В рассказе Уильяма Торпа о том, что случилось с моряками «Минотавра», выжившими после крушения «Нептуно»», есть доля правды. После того, как нас отконвоировали с места крушения в Пуэрто-Санта-Мария, "мы были помещены в тюрьму и испанцы с нами обращались хорошо, хотя наши постели лежали на земляном полу". Они провели там три дня, а затем в воскресенье, 27 октября, они снова "прошли маршем 16 миль до городка на острове Лоян[73], миновали маленький городок под названием Пунто-Реаль примерно в девяти милях от Сент-Мэри, где нас поместили в тюрьму, а на следующий день угостили пинтой вина и хлебом. На следующий день, 28-го, мы прошли маршем до Кадиса около девяти миль, где нас снова поместили в тюрьму и дали по четверти доллара на человека". 29 октября "нас отвели на набережную и посадили на борт двух испанских канонерских лодок, а затем перевезли на борт французского фрегата «Эрмуан», назначенного доставить нас на флот для обмена.

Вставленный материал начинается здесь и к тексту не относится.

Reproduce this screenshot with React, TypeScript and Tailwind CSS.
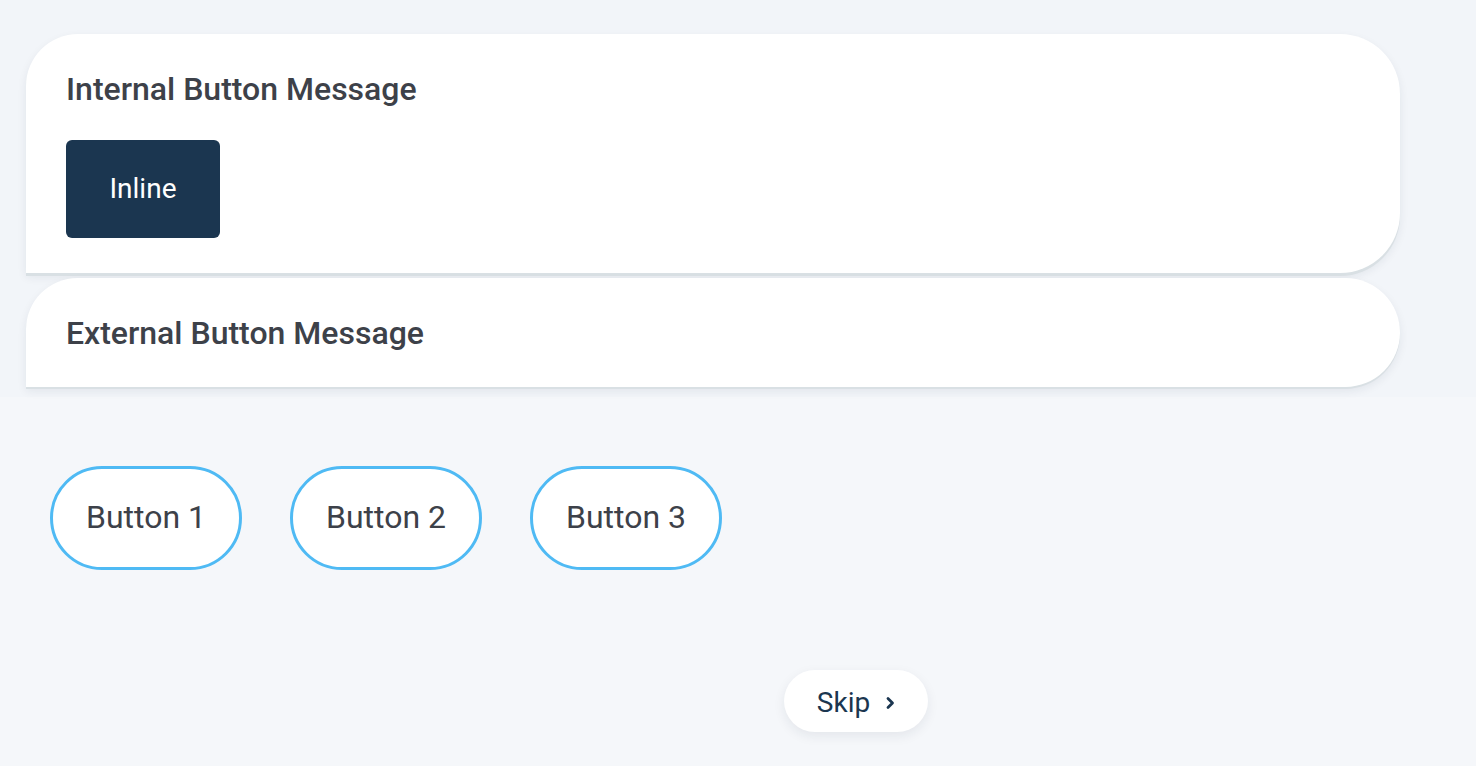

Мы оставались на борту две ночи, где нашим довольствием были пинта вина и хлеб". 1 ноября их погрузили на борт «Сириуса», пересадили на «Свифтшур» и доставили в Гибралтар, где они вернулись на «Минотавр». По словам Торпа, "наши потери составили четверо погибших из-за падения обломков рангоута и вследствие утопления". Торп также утверждал, что "испанцам нельзя предъявить никаких обвинений в жестокости или даже недоброжелательности: те, кто благополучно высадился на берег, смотрели на наших людей как на своих избавителей, и там были случаи благодарности и доброты, которые сделали бы честь любой нации".
Другому моряку, который, возможно, выжил в том же крушении, повезло больше:
Первыми сошедшие на берег испанские пленные, повидав своих друзей, вернулись с рассветом, чтобы помочь нам, и принесли немного хлеба, инжира и вина, чтобы подкрепить нас. Это было весьма кстати, потому что за последние двадцать четыре часа мы почти ничего не ели. Испанцы вели себя с нами очень любезно. Что касается меня, то после того, как я съел немного хлеба и фруктов и выпил немного вина, я попытался встать, но не смог. Тогда один из испанцев, видя, в каком я был состоянии, был настолько любезен, что позвал еще двух или трех своих товарищей. Они положили меня в одну из запряженных волами повозок, в которых они привезли для нас провизию, и укрыли меня одним из своих огромных пончо. Он похлопал меня по плечу и сказал: «Боно Инглиш!» В повозке я был защищен от ветра и дождя — дул сильный штормовой ветер – и чувствовал себя вполне комфортно, только нога у меня сильно болела; но, слава Богу, вскоре я крепко заснул. Как я слышал впоследствии, прибыли французские солдаты и отвели остальных моих товарищей в Кадис, где их посадили в испанскую тюрьму. Что касается меня, то меня отвезли в Кадис в повозке, запряженной волами, и мой добрый друг отвез меня в свой собственный дом и велел уложить в постель, где я и оказался, когда проснулся.